Très émus, nous invitons la foule à chanter avec nous «Dios està aqui » (Dieu est ici) puis nous prenons la parole quelques instants pour demander au Père du Ciel d’accueillir Javier, et ceux qui le veulent prient à leur tour à voix haute. La prière se termine par le Notre Père, en se donnant la main. Juste après avoir dit « Et délivre-nous du mal, amen », la foule se disperse. La tension est retombée. La paix de Dieu est descendue sur notre quartier rassemblé au cimetière. Quelle joie pour nous d’avoir été la présence de l’Eglise à ce moment tragique, d’avoir été pauvres parmi les pauvres.

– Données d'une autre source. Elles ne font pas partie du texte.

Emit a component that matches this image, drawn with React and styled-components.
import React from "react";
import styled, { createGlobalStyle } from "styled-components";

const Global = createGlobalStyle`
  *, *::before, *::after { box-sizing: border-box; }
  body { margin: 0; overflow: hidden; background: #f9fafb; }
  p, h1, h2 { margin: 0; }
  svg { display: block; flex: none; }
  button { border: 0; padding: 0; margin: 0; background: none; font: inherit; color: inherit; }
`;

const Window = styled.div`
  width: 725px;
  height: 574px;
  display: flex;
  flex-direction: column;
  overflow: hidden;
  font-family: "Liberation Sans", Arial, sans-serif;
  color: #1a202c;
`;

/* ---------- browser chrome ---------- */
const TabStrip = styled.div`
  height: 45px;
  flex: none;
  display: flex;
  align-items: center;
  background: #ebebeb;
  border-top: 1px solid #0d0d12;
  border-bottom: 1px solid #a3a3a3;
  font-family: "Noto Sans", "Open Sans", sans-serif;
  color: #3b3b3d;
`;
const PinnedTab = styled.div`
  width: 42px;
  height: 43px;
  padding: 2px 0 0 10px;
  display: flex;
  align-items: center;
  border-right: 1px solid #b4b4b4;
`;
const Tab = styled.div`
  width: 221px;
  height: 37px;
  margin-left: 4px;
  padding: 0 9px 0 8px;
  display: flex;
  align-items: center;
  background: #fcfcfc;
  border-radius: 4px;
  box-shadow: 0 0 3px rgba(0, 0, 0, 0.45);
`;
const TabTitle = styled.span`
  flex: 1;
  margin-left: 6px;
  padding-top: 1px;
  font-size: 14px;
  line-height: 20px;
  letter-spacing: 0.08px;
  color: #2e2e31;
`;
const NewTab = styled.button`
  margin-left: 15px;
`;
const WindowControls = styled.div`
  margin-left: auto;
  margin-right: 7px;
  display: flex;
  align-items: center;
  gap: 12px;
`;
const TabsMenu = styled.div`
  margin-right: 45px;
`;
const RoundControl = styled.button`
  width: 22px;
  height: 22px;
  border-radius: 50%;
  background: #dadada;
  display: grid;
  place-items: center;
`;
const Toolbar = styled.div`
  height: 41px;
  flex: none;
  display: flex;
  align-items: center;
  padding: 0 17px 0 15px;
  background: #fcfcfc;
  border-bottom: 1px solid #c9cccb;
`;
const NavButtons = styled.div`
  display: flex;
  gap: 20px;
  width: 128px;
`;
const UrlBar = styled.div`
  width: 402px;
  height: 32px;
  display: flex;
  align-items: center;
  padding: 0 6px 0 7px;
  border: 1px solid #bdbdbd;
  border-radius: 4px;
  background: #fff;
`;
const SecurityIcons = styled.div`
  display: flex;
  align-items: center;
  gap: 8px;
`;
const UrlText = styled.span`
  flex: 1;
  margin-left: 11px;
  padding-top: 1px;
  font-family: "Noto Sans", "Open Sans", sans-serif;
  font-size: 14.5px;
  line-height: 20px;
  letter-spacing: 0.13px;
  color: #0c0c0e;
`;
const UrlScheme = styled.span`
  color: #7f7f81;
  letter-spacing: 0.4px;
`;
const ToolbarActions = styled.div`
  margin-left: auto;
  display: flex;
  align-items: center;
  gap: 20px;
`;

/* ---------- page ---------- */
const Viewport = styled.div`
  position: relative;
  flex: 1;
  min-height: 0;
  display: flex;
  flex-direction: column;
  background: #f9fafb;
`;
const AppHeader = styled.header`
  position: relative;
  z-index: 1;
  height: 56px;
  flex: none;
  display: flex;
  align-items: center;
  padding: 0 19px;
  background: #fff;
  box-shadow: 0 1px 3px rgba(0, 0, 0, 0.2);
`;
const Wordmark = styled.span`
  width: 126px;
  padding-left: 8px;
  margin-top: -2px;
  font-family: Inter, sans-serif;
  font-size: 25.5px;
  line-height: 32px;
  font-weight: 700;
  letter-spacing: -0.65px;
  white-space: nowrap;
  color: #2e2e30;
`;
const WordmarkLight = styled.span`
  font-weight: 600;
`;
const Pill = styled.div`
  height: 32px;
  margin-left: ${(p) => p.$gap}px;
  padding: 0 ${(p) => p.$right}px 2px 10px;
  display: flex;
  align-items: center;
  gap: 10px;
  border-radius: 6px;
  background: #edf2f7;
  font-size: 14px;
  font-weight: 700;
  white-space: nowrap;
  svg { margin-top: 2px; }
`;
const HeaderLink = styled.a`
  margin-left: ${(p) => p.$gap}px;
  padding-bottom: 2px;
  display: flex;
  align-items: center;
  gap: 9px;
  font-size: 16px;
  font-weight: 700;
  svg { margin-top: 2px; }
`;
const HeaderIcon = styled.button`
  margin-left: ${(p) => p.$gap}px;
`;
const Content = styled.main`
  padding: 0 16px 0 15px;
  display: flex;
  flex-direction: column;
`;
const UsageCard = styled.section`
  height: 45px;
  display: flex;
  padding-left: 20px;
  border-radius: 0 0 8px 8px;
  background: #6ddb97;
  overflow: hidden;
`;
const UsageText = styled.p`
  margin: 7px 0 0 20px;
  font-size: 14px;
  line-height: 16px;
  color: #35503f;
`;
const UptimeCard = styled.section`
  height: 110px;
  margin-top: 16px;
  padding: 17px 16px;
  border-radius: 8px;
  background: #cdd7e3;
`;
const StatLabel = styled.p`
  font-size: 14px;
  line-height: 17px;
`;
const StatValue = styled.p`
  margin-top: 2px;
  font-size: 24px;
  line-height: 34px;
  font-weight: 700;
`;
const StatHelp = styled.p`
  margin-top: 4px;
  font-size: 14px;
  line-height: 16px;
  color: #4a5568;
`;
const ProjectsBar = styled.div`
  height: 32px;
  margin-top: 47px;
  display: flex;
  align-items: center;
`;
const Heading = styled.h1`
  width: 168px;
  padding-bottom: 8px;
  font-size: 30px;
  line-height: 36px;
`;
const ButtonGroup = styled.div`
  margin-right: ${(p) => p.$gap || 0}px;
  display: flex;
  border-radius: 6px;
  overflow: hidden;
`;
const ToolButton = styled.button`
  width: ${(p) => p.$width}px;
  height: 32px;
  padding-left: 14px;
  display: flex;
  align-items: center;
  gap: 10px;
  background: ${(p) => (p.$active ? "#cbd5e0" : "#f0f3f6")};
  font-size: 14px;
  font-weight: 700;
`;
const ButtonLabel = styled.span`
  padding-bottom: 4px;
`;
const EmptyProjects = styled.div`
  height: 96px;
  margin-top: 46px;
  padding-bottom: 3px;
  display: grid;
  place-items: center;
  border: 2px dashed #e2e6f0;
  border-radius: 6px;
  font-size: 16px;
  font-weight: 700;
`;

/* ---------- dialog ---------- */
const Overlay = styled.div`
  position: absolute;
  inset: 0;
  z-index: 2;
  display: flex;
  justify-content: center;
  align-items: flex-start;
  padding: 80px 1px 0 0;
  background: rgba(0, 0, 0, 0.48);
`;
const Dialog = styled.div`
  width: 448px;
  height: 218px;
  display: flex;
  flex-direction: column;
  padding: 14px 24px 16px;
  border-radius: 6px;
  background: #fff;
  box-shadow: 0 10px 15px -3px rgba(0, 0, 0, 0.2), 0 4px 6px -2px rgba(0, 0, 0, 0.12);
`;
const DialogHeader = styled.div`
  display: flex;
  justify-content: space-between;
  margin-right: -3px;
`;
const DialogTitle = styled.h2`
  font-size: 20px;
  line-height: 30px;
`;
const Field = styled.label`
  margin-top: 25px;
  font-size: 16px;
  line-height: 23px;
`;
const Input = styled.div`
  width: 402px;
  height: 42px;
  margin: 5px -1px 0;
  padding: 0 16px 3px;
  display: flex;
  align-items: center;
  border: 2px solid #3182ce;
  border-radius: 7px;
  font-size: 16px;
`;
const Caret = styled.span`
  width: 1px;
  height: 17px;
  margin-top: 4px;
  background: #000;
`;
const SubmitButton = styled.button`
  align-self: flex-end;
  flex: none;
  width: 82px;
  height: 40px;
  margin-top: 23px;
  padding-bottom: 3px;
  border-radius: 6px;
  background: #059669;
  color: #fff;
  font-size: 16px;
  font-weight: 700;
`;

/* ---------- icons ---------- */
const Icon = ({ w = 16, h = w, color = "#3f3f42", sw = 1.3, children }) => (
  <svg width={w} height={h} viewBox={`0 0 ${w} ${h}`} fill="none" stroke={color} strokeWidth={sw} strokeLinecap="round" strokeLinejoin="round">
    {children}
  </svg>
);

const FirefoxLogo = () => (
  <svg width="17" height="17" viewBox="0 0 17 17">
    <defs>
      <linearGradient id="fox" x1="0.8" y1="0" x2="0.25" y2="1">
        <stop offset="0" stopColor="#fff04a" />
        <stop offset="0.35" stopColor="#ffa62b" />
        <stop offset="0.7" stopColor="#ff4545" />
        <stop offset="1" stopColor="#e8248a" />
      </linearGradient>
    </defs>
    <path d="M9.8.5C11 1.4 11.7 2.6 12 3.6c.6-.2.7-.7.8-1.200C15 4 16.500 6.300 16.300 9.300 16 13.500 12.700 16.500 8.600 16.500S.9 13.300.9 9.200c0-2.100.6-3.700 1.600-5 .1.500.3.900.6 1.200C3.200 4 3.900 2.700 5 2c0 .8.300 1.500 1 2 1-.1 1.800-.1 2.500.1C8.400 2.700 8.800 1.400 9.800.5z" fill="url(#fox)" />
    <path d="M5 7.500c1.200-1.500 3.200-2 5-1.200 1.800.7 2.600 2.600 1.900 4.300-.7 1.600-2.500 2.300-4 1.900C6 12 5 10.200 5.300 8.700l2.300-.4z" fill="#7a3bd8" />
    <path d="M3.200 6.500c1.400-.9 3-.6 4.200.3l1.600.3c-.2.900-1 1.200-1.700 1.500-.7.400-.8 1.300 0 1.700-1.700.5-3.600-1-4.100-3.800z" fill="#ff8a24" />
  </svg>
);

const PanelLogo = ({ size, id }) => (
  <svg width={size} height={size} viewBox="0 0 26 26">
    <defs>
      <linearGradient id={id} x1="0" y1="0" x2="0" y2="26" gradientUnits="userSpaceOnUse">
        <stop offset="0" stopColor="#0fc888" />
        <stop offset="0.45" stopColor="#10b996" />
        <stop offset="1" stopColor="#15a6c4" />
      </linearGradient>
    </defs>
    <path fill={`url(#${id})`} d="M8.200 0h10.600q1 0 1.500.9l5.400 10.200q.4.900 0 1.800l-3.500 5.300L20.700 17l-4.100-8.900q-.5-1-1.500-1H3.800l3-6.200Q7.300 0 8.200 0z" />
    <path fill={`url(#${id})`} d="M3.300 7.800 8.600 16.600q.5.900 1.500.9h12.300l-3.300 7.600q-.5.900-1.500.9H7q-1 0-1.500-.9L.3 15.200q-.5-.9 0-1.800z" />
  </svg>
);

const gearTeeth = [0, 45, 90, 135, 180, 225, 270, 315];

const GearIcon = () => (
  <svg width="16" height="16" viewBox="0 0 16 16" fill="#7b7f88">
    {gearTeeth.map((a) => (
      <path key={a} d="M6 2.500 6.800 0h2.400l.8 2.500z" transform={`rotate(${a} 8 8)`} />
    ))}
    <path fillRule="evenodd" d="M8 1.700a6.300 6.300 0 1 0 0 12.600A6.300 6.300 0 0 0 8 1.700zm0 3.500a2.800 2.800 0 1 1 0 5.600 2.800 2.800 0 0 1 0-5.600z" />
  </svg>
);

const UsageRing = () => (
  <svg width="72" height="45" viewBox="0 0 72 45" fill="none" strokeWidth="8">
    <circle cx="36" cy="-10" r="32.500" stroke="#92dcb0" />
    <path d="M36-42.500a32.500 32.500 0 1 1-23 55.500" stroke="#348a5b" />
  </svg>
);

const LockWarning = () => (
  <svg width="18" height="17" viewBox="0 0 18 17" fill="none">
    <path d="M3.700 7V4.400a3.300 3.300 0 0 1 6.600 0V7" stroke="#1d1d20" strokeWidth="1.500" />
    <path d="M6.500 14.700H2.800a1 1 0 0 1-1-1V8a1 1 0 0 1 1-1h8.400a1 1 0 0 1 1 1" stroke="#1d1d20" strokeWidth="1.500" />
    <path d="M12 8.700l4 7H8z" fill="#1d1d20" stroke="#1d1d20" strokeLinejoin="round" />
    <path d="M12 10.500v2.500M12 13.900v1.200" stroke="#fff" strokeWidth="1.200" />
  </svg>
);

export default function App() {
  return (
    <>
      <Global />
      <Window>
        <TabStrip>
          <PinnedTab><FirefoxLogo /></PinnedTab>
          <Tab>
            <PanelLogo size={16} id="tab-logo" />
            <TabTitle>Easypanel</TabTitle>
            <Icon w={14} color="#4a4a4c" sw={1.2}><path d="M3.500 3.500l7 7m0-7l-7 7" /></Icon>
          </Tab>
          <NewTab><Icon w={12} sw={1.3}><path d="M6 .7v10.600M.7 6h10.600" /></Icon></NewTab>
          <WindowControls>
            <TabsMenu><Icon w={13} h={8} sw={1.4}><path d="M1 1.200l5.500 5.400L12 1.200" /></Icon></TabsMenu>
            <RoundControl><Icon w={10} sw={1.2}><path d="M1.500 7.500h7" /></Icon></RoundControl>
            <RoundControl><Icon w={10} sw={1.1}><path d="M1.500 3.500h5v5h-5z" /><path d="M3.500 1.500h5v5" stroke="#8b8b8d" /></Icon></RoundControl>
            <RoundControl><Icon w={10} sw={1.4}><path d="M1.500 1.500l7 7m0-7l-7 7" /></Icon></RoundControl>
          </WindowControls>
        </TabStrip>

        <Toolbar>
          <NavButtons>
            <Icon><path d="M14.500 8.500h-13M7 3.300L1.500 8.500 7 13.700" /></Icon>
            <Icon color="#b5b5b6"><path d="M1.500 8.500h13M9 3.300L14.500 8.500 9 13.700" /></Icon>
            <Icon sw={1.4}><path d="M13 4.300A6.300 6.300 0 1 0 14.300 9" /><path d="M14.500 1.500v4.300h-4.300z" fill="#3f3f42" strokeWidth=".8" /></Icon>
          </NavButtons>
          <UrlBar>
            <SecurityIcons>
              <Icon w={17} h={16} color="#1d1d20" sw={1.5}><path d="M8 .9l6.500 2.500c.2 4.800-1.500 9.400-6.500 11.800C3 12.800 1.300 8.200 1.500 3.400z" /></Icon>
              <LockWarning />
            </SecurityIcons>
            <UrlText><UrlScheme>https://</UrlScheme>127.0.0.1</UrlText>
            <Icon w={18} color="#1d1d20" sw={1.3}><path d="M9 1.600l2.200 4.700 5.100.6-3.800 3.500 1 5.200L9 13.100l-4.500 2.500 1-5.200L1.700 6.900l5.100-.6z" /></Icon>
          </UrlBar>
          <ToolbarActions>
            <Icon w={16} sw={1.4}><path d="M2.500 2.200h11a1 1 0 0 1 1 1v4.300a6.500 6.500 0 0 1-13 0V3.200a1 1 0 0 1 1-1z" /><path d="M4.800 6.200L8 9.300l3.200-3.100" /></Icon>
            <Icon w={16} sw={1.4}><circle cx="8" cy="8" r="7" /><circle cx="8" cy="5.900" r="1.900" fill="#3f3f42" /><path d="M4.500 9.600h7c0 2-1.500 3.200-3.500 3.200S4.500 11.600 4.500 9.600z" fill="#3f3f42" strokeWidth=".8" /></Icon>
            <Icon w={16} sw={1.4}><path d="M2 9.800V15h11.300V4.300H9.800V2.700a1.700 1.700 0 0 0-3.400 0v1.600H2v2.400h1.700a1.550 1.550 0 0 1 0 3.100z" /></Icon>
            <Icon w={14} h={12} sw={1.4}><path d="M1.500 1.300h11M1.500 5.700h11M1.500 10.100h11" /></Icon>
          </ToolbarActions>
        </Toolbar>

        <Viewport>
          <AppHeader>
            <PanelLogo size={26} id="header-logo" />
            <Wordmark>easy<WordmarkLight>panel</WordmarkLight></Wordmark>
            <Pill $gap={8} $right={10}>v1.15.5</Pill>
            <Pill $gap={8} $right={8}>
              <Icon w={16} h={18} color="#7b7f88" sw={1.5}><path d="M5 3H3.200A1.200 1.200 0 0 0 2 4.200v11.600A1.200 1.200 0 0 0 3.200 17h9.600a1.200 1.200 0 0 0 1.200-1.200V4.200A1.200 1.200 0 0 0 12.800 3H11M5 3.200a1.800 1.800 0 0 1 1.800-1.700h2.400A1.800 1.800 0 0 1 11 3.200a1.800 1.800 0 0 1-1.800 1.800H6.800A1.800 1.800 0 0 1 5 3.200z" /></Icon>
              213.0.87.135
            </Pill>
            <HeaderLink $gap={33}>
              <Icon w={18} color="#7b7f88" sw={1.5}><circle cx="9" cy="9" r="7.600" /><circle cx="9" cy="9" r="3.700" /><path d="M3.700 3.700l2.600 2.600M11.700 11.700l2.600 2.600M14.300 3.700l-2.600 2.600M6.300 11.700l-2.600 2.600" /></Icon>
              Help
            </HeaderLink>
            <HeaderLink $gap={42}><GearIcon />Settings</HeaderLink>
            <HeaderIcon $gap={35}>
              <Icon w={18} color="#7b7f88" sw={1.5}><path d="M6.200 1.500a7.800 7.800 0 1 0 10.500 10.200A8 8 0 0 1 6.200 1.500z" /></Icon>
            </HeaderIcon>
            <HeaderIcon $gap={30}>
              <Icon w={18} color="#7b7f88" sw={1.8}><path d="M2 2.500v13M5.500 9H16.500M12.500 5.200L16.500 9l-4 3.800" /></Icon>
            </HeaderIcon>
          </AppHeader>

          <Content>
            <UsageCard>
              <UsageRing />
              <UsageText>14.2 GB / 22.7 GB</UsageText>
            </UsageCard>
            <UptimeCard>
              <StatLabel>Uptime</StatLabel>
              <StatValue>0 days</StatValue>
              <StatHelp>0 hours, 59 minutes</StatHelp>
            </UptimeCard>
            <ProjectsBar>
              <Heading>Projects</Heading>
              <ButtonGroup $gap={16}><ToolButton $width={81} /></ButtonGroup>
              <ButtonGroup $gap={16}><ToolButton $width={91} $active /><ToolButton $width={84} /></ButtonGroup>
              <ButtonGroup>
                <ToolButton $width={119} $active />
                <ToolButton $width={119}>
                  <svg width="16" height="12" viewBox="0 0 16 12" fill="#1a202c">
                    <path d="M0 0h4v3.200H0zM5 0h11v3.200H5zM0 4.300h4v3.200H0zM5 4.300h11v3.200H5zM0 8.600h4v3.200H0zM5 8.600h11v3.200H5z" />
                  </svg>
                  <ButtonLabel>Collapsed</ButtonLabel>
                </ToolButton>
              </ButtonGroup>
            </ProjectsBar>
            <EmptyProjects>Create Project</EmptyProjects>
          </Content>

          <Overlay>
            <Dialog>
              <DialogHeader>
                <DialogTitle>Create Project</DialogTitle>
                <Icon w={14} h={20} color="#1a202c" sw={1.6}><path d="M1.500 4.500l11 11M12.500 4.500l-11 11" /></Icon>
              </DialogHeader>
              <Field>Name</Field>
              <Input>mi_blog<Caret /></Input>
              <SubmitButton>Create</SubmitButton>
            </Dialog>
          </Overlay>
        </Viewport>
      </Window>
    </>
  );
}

Quelques amies du quartier
Aujourd’hui, nous continuons de visiter régulièrement Juana et sa famille, et nous accueillons la sœur de Dylan trois après-midis par semaine dans le Centre éducatif que nous avons ouvert en septembre. Nous confions à nouveau notre quartier de mission à votre prière et en particulier ceux qui sont animés par un désir de vengeance. Nous vous demandons également de bien vouloir prier pour que ne manque jamais la présence de l’Eglise aux périphéries humaines, sociales, existentielles de notre société.

 

Joséphine et Olivier Mathonat

Missionnaires au Chili depuis novembre 2013



 «Un chrétien porte la paix aux autres. Et non seulement la paix, mais aussi l’amour, la bonté, la fidélité et la joie.».

Tweet du Pape François – Le 15 novembre 2014



Le livre d’Eloi Leclerc « Sagesse d’un pauvre » est presque un classique. Abordant la vie du Poverello sous l’angle du dépouillement le plus profond,  celui du détachement par rapport à l’Ordre franciscain qu’il a créé quelques années plus tôt, on découvre jusqu’où peuvent mener l’abandon, la pauvreté choisie, l’humilité.

Un livre très poétique et pourtant très concret qu’il est bon de relire régulièrement, d’autant plus qu’il nous aide à entrer dans l’intimité de celui que le Pape François a pris pour modèle de son pontificat.